I’ve been blogging for more than three years now on the Typepad platform, and have finally taken the leap to WordPress.  It’s not because Typepad was bad – although it was a little clunky at first, and I haven’t ever really been happy with their recommendations on how to deal with video – but more a case of me wanting to start exerting more control over the design of the blog, and its location.  Basically, I’ve outgrown Hard News, Inc. So, rather than try to make the old “brand” learn some new dance steps, I’ve decided to start afresh over here at Artesian Media.

I feel a little sad at leaving the Hard News blog behind – it was my first foray into blogging on my own, although by that point, I had been a web editor and publisher for 10 years.  I remember feeling euphoric at first – I was able to publish on my own, any time I wanted, about anything I felt like, without having to spend hours on the phone to coders in Bangalore!  When I wanted to move items in a list around, add or change photos, change the number, size and location of the text columns, I just clicked on a few radio buttons, and zammo! Hit F5 and everything’s changed.

Since that time, I’ve seen the blogosphere really start to codify and fall into predictable patterns.  Flame wars have their own cartoon graphics explaining their life cycle. Everyone gripes the same about trackback spam and script kiddies haxxoring your database and putting “U R Pwned” up in place of all your precious bits of Joycean stream-of-consciousness wisdom.

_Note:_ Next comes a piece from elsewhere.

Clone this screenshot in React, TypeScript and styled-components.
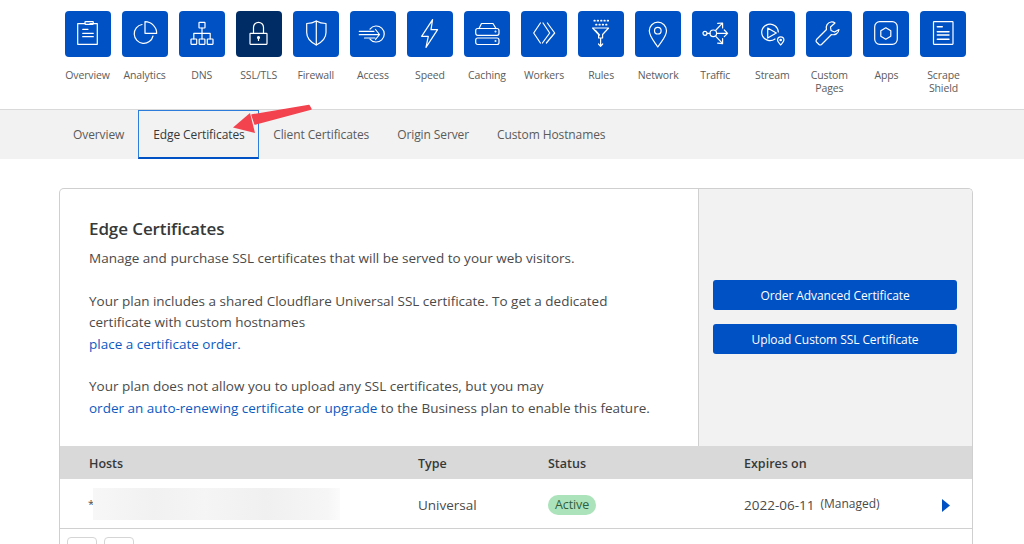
import React from 'react';
import styled, { createGlobalStyle } from 'styled-components';

const Global = createGlobalStyle`
  html, body { margin: 0; padding: 0; background: #fff; }
  body { font-family: "Open Sans", "Noto Sans", "Liberation Sans", sans-serif; color: #4a4a4a; overflow: hidden; }
  #root { width: 1024px; height: 544px; overflow: hidden; }
`;

const Page = styled.div`
  position: relative;
  width: 1024px;
  height: 544px;
  overflow: hidden;
`;
const TopNav = styled.nav`
  display: grid;
  grid-template-columns: repeat(16, 57.07px);
  padding: 11px 0 0 59px;
  height: 98px;
  box-sizing: content-box;
  border-bottom: 1px solid #d9d9d9;
`;
const NavItem = styled.div`
  display: flex;
  flex-direction: column;
  align-items: center;
`;
const IconTile = styled.div<{ $active?: boolean }>`
  width: 46px;
  height: 46px;
  border-radius: 4px;
  background: ${p => (p.$active ? '#002c66' : '#0051c3')};
  display: flex;
  align-items: center;
  justify-content: center;
  margin-bottom: 12px;
`;
const NavLabel = styled.span`
  font-size: 10.5px;
  line-height: 13px;
  color: #5c5c5c;
  text-align: center;
  white-space: pre-line;
  letter-spacing: -0.12px;
`;
const SubNav = styled.div`
  display: flex;
  align-items: stretch;
  height: 49px;
  background: #f2f2f2;
  padding-left: 59px;
`;
const Tab = styled.div<{ $active?: boolean }>`
  display: flex;
  align-items: center;
  box-sizing: border-box;
  font-size: 12px;
  color: #5a5a5a;
  letter-spacing: -0.1px;
  padding: 0 14px;
  margin-top: -1px;
  ${p => p.$active && `
    color: #36393a;
    border: 1px solid #2c7cdb;
    border-bottom: 2px solid #0051c3;
    width: 121px;
    padding: 0 14px;
    margin-top: 0;
    white-space: nowrap;
  `}
`;
const Card = styled.section`
  box-sizing: border-box;
  width: 914px;
  margin: 29px 0 0 59px;
  border: 1px solid #cfcfcf;
  border-radius: 5px 5px 0 0;
  border-bottom: none;
  overflow: hidden;
`;
const Intro = styled.div`
  display: flex;
  height: 257px;
`;
const IntroText = styled.div`
  box-sizing: border-box;
  width: 638px;
  padding: 28px 20px 0 29px;
  font-size: 13.5px;
  line-height: 21.5px;
  color: #4a4a4a;
`;
const Title = styled.h2`
  margin: 0 0 7px;
  font-size: 17px;
  line-height: 24px;
  font-weight: 600;
  color: #36393a;
  letter-spacing: -0.1px;
`;
const Para = styled.p`
  margin: 0 0 21px;
`;
const Link = styled.a`
  color: #0b5ac2;
`;
const Side = styled.aside`
  flex: 1;
  box-sizing: border-box;
  background: #f2f2f2;
  border-left: 1px solid #d0d0d0;
  padding: 91px 15px 0 14px;
  display: flex;
  flex-direction: column;
  gap: 14.5px;
`;
const Button = styled.button`
  height: 29.5px;
  border: none;
  border-radius: 3px;
  background: #0051c3;
  color: #fff;
  font: inherit;
  font-size: 12px;
  letter-spacing: -0.08px;
  padding: 2px 0 0;
`;
const columns = `grid-template-columns: 329px 130px 196px 1fr; padding-left: 29px;`;
const TableHead = styled.div`
  display: grid;
  ${columns}
  align-items: center;
  height: 33px;
  box-sizing: border-box;
  padding-top: 1px;
  background: #d9d9d9;
  font-size: 12.5px;
  font-weight: 600;
  color: #36393a;
`;
const TableRow = styled.div`
  display: grid;
  ${columns}
  align-items: center;
  height: 50px;
  box-sizing: border-box;
  border-bottom: 1px solid #d0d0d0;
  padding-top: 2px;
  font-size: 13.5px;
  color: #4a4a4a;
`;
const HostCell = styled.div`
  display: flex;
  align-items: center;
  height: 32px;
  margin: -2px 0 0 -1px;
`;
const Star = styled.span`
  font-size: 11px;
  width: 5px;
  margin-top: -1px;
`;
const Blurred = styled.div`
  width: 247px;
  height: 32px;
  background: linear-gradient(90deg, #f7f7f7, #f0f1f0 25%, #f5f5f5 45%, #eff0ef 70%, #f6f6f6 95%, #fbfbfb);
`;
const StatusPill = styled.span`
  display: inline-block;
  background: #ace3bb;
  color: #2f5f40;
  border-radius: 10px;
  font-size: 12.5px;
  line-height: 20px;
  padding: 0 7px;
  letter-spacing: -0.1px;
`;
const ExpiryCell = styled.div`
  display: flex;
  align-items: center;
  position: relative;
  white-space: nowrap;
`;
const Managed = styled.span`
  font-size: 12px;
  margin: -3px 0 0 6px;
`;
const Caret = styled.svg`
  position: absolute;
  left: 198px;
  top: 3px;
`;
const Pager = styled.div`
  display: flex;
  gap: 7px;
  margin: 8px 0 0 7px;
`;
const PageBox = styled.div`
  box-sizing: border-box;
  width: 30px;
  height: 20px;
  border: 1px solid #d5d5d5;
  border-radius: 4px;
`;
const Arrow = styled.svg`
  position: absolute;
  left: 225px;
  top: 98px;
  pointer-events: none;
`;

const IconSvg: React.FC<{ children: React.ReactNode }> = ({ children }) => (
  <svg width="30" height="30" viewBox="0 0 30 30" fill="none" stroke="#fff" strokeWidth="1.2" strokeLinejoin="round" strokeLinecap="round">
    {children}
  </svg>
);

const icons: Record<string, React.ReactNode> = {
  Overview: (<>
    <path d="M12 4.700H4.700v20.600h19.600V4.700H17" /><rect x="12" y="2.700" width="8.300" height="2.600" rx=".5" />
    <path d="M9.700 10.300H15M9.700 14.300h10.600M9.700 17.700h10.600" /></>),
  Analytics: (<>
    <path d="M12 5.500A9.500 9.500 0 1 0 23 17" /><path d="M15 2.700A11.700 11.700 0 0 1 26.700 14.300H15z" /></>),
  DNS: (<>
    <rect x="12" y="3.300" width="6" height="5.700" rx=".5" /><path d="M15 9v11M6.800 20v-5.700h16.400V20" />
    <rect x="4" y="20" width="5.700" height="5.300" rx=".5" /><rect x="12.200" y="20" width="5.700" height="5.300" rx=".5" /><rect x="20.300" y="20" width="5.700" height="5.300" rx=".5" /></>),
  'SSL/TLS': (<>
    <rect x="6" y="14.300" width="17" height="11" rx=".5" /><path d="M9.500 14.300V8.300a5 5 0 0 1 10 0v6" />
    <circle cx="14.500" cy="18.500" r="1" fill="#fff" /><path d="M14.500 18.500v3" /></>),
  Firewall: (<>
    <path d="M5.700 4.500C9 4.500 12.500 3.700 15.300 2c2.800 1.700 6.300 2.500 9.700 2.500v9c0 5.500-3.700 9.500-9.700 12.500-6-3-9.600-7-9.600-12.500z" /><path d="M15.300 2v24" /></>),
  Access: (<>
    <path d="M12 10A8 8 0 1 1 12 20" /><path d="M1.300 12.300H16M1.300 15.700h20.200M6.500 19H17M17.500 10.500l4 5-4 5" /></>),
  Speed: (<path d="M17.600.7 6.600 17.300h6.700L11 28.300l11.600-17.600H16z" />),
  Caching: (<>
    <path d="M7 9.500 9.500 4.500h11.500l3 5" /><rect x="3.700" y="9.500" width="23.300" height="6.800" rx="2" /><rect x="3.700" y="19" width="23.300" height="6.500" rx="2" />
    <circle cx="23.500" cy="12.500" r=".4" /><circle cx="23.500" cy="22" r=".4" /></>),
  Workers: (<path d="M11.400 4 4.700 14l6.700 10M14 4l6.700 10-7.300 10M18.400 4l7.300 10-8.300 10" />),
  Rules: (<>
    <path d="M8.300 1.700h.6M11.600 1.700h.6M15 1.700h.6M18.300 1.700h.6M21.600 1.700h.6M10 5.700h.6M13.300 5.700h.6M16.600 5.700h.6M20 5.700h.6" strokeWidth="1.700" />
    <path d="M6.600 9h16l-6 6.500V19h-4v-3.500zM9.500 11.500l4 4.500M14.600 19v8M12.500 25l2.100 2.300 2.100-2.300" /></>),
  Network: (<>
    <path d="M14.800 28C11 22 6.300 17.500 6.300 11.800a8.600 8.600 0 0 1 17.200 0c0 5.700-4.900 10.200-8.700 16.200z" /><circle cx="14.800" cy="11.700" r="3.300" /></>),
  Traffic: (<>
    <circle cx="5" cy="14.300" r="2" /><circle cx="13.300" cy="14.300" r="3.300" /><path d="M7 14.300h3M16.600 14.300h11M24.300 11l3.300 3.300-3.300 3.300M16 11 22 4.700M17.700 4.400l4.900-.4v5M16 17.600l6 6.300M17.700 24.200l4.900.4v-5" /></>),
  Stream: (<>
    <path d="M18 20A8.300 8.300 0 1 1 21.300 13" /><path d="M10.700 9 19.300 14 10.700 19z" />
    <path d="M23.700 26c-1.800-2.300-3.200-3.300-3.200-5a3.200 3.200 0 0 1 6.400 0c0 1.700-1.400 2.700-3.200 5z" /><circle cx="23.700" cy="21" r=".7" /></>),
  'Custom\nPages': (<path d="M17 3c-3.500.5-5.500 4-4.500 7.500L2.500 20.500a2 2 0 0 0 0 2.500L5 25.500a2 2 0 0 0 2.500 0l10-10c3.500 1 7-1 7.500-5L20.500 13 17 11.500l-.5-3.500L21 4c-1-.8-2.500-1.200-4-1z" />),
  Apps: (<>
    <rect x="3.700" y="2.700" width="22.600" height="22.600" rx="5" /><path d="m14.800 8.800 5 3v5.500l-5 3-5-3v-5.500z" /></>),
  'Scrape\nShield': (<>
    <rect x="5.500" y="2.700" width="19.500" height="22.600" rx=".5" /><path d="M9.300 7.700h5M9.300 12.700h11.700M9.300 16h11.700M9.300 20.300h11.700" strokeWidth="1.400" /></>),
};

const caretPoints = '0,0 8,6.500 0,13';

export default function App() {
  return (
    <Page>
      <Global />
      <TopNav>
        {Object.keys(icons).map(name => (
          <NavItem key={name}>
            <IconTile $active={name === 'SSL/TLS'}>
              <IconSvg>{icons[name]}</IconSvg>
            </IconTile>
            <NavLabel>{name}</NavLabel>
          </NavItem>
        ))}
      </TopNav>
      <SubNav>
        <Tab>Overview</Tab>
        <Tab $active>Edge Certificates</Tab>
        <Tab>Client Certificates</Tab>
        <Tab>Origin Server</Tab>
        <Tab>Custom Hostnames</Tab>
      </SubNav>
      <Card>
        <Intro>
          <IntroText>
            <Title>Edge Certificates</Title>
            <Para>Manage and purchase SSL certificates that will be served to your web visitors.</Para>
            <Para>
              Your plan includes a shared Cloudflare Universal SSL certificate. To get a dedicated<br />
              certificate with custom hostnames<br />
              <Link>place a certificate order.</Link>
            </Para>
            <Para>
              Your plan does not allow you to upload any SSL certificates, but you may<br />
              <Link>order an auto-renewing certificate</Link> or <Link>upgrade</Link> to the Business plan to enable this feature.
            </Para>
          </IntroText>
          <Side>
            <Button>Order Advanced Certificate</Button>
            <Button>Upload Custom SSL Certificate</Button>
          </Side>
        </Intro>
        <TableHead>
          <span>Hosts</span>
          <span>Type</span>
          <span>Status</span>
          <span>Expires on</span>
        </TableHead>
        <TableRow>
          <HostCell><Star>*</Star><Blurred /></HostCell>
          <span>Universal</span>
          <span><StatusPill>Active</StatusPill></span>
          <ExpiryCell>
            2022-06-11<Managed>(Managed)</Managed>
            <Caret width="8" height="13" viewBox="0 0 8 13"><polygon points={caretPoints} fill="#0051c3" /></Caret>
          </ExpiryCell>
        </TableRow>
        <Pager><PageBox /><PageBox /></Pager>
      </Card>
      <Arrow width="90" height="40" viewBox="0 0 90 40">
        <path d="M84 7.500 86 11 30 26 27 17z" fill="#f2434f" strokeLinejoin="round" stroke="#f2434f" strokeWidth="1.500" />
        <polygon points="8,29.500 25,15 30,35" fill="#f2434f" />
      </Arrow>
    </Page>
  );
}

I kinda want to take the best bits of Hard News and migrate them over here – not only because some of them are (at least in my opinion) damn good, but also to multitask. I’ve always adopted the Army ethos of “Never ask your men to do something you wouldn’t or couldn’t do yourself.”  Well, now that a great deal of my professional life revolves around taking traditional print journalists (as I was for the greater part of my career) and guiding them on their first steps on the multimedia path, one of the things that I try to do is to look at the technologies and knowledge that content producers are going to have to master, and then to force myself into their shoes for a stroll.